Writer: Kathleen Phillips, 979-845-2872, ka-phillips@tamu.edu
Contact: Paul Jackson, 979-845-9714
MONTGOMERY - Montgomery County was added Tuesday to the state quarantine, restricting the movement of commercial bee operations following the detection of Africanized honey bees.
The addition makes 144 counties in Texas now quarantined for Africanized honey bees, according to Paul Jackson, chief inspector for the Texas Apiary Inspection Service, a unit of the Texas Agricultural Experiment Station.
A wild colony of bees was taken from a hollow tree at Cedar Break Park near the intersection of Houston and Caroline streets in Montgomery. The bees were killed and a sample sent to the Texas Honey Bee Identification Lab in College Station. Jackson said the bees were found after a worker tending to the park grounds was stung. The worker has recovered.
The quarantine allows beekeepers to move beehives within, but not out of, the zone in an effort to prevent assisting the spread.
Africanized honey bees look just like regular domestic honey bees but are more defensive in protecting their hives, Jackson noted.
State bee inspectors continue to monitor a series of bee traplines that extend across the state from Louisiana to New Mexico. The Africanized bee was first detected in the United States near Brownsville in October 1990. Since then, the bee has spread through much of the state, along a line roughly from Houston to Lubbock to El Paso. Africanized honey bees also have been found in Arizona, California, Nevada and New Mexico.

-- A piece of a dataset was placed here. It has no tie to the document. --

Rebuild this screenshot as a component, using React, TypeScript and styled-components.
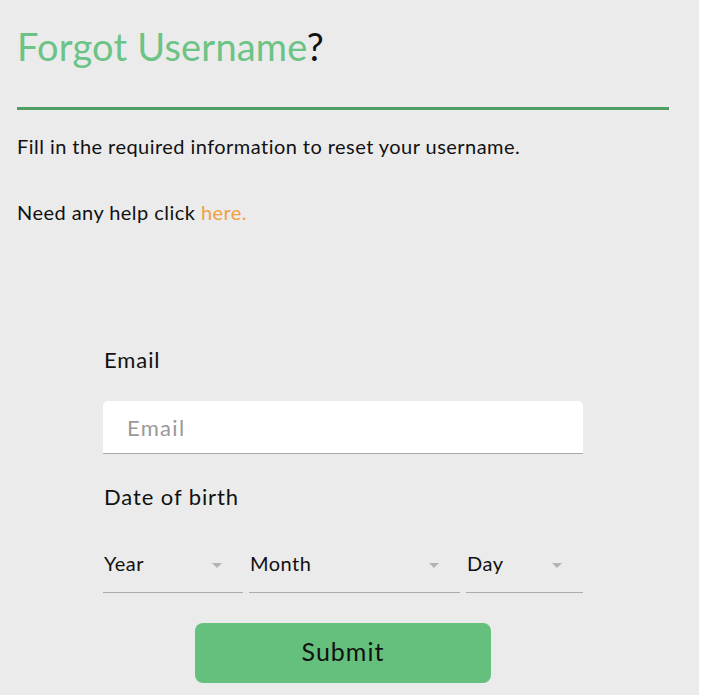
import React, { useState } from 'react'
import styled, { createGlobalStyle } from 'styled-components';

const GlobalStyle = createGlobalStyle`
    html, body {
        margin: 0;
        padding: 0;
        background-color: #FFF;
    }
    * {
        box-sizing: border-box;
    }
`;

const Page = styled.div`
    width: 699px;
    min-height: 695px;
    background-color: #EBEBEB;
    padding: 22px 30px 0 17px;
    font-family: Lato, "Noto Sans", sans-serif;
    color: #111;
`;

const Title = styled.h1`
    margin: 0;
    font-size: 38px;
    font-weight: 400;
    line-height: 48px;
    letter-spacing: 0.2px;
    color: #6CC386;
`;

const Question = styled.span`
    color: #111;
`;

const Divider = styled.hr`
    margin: 37px 0 0;
    border: 0;
    height: 3px;
    background-color: #4F9E64;
`;

const Text = styled.p`
    margin: 21px 0 0;
    font-size: 20px;
    line-height: 30px;
    letter-spacing: 0.45px;
    & + & {
        margin-top: 36px;
    }
`;

const HelpLink = styled.a`
    color: #F0A040;
    text-decoration: none;
`;

const Form = styled.form`
    width: 480px;
    margin: 118px auto 0;
    display: flex;
    flex-direction: column;
`;

const Label = styled.label`
    font-size: 22px;
    line-height: 30px;
    letter-spacing: 0.9px;
    margin-left: 1px;
`;

const EmailInput = styled.input`
    margin-top: 26px;
    margin-bottom: 28px;
    height: 53px;
    width: 100%;
    border: 0;
    border-bottom: 1px solid #AAA;
    border-radius: 5px 5px 0 0;
    background-color: #FFF;
    padding: 0 24px;
    font-family: inherit;
    font-size: 22px;
    letter-spacing: 1.3px;
    color: #111;
    outline: none;
    &::placeholder {
        color: #999;
    }
`;

const DateRow = styled.div`
    margin-top: 32px;
    display: flex;
    gap: 6px;
`;

const SelectBox = styled.div<{ $width: number }>`
    width: ${p => p.$width}px;
    height: 49px;
    border-bottom: 1px solid #AAA;
    display: flex;
    align-items: center;
    justify-content: space-between;
    padding: 0 21px 10px 1px;
    font-size: 20px;
    letter-spacing: 0.5px;
    cursor: pointer;
`;

const Arrow = styled.span`
    width: 0;
    height: 0;
    border-left: 5px solid transparent;
    border-right: 5px solid transparent;
    border-top: 5px solid #B3B3B3;
    margin-top: 4px;
`;

const SubmitButton = styled.button`
    align-self: center;
    margin-top: 30px;
    width: 296px;
    height: 60px;
    padding: 0 0 4px;
    border: 0;
    border-radius: 8px;
    background-color: #64C07C;
    font-family: inherit;
    font-size: 25px;
    letter-spacing: 1px;
    color: #111;
    cursor: pointer;
`;

const App = () => {
    const [email, setEmail] = useState("");

    return (
        <>
            <GlobalStyle />
            <Page>
                <Title>
                    Forgot Username<Question>?</Question>
                </Title>
                <Divider />
                <Text>Fill in the required information to reset your username.</Text>
                <Text>
                    Need any help click <HelpLink href="#">here.</HelpLink>
                </Text>
                <Form onSubmit={e => e.preventDefault()}>
                    <Label>Email</Label>
                    <EmailInput
                        type="email"
                        placeholder="Email"
                        value={email}
                        onChange={e => setEmail(e.target.value)}
                    />
                    <Label>Date of birth</Label>
                    <DateRow>
                        <SelectBox $width={140}>Year<Arrow /></SelectBox>
                        <SelectBox $width={211}>Month<Arrow /></SelectBox>
                        <SelectBox $width={117}>Day<Arrow /></SelectBox>
                    </DateRow>
                    <SubmitButton type="submit">Submit</SubmitButton>
                </Form>
            </Page>
        </>
    )
}

export default App;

Counties included in the quarantine are: Aransas, Atascosa, Austin, Bandera, Bastrop, Bee, Bell, Bexar, Blanco, Borden, Bosque, Brazoria, Brazos, Brewster, Brooks, Brown, Burleson, Burnet, Caldwell, Calhoun, Callahan,Cameron, Cochran, Coleman, Colorado, Comanche, Concho, Coryell, Comal, Cottle, Crane, Crockett, Crosby, Culberson, Dallas, Dawson, De Witt, Dimmit, Duval, Eastland, Ector, Edwards, Ellis, El Paso, Erath, Falls, Fayette, Fisher, Fort Bend, Frio, Gaines, Gillespie, Glasscock, Goliad, Gonzales, Gregg, Guadalupe, Hamilton, Harris, Harrison, Haskell, Hays, Henderson, Hidalgo, Hill, Hockley, Hood, Hudspeth, Irion, Jackson, Jeff Davis, Jim Hogg, Jim Wells, Johnson, Jones, Karnes, Kaufman, Kendall, Kenedy, Kerr, Kimble, King, Kinney, Kleberg, Knox, Lampasas, La Salle, Lavaca, Lee, Liberty, Limestone, Live Oak, Lubbock, Martin, Mason, Matagorda, Maverick, McCulloch, McLennan, McMullen, Medina, Menard, Midland, Milam, Montgomery, Navarro, Nolan, Nueces, Pecos, Presidio, Reagan, Real, Refugio, Robertson, Runnels, San Patricio, Scurry, Schleicher, Shackelford, Somervell, Starr, Stephens, Sterling, Sutton, Tarrant, Taylor, Terrell, Throckmorton, Tom Green, Travis, Upton, Uvalde, Val Verde, Victoria, Walker, Ward, Washington, Webb, Wharton, Willacy, Williamson, Wilson, Zapata and Zavala.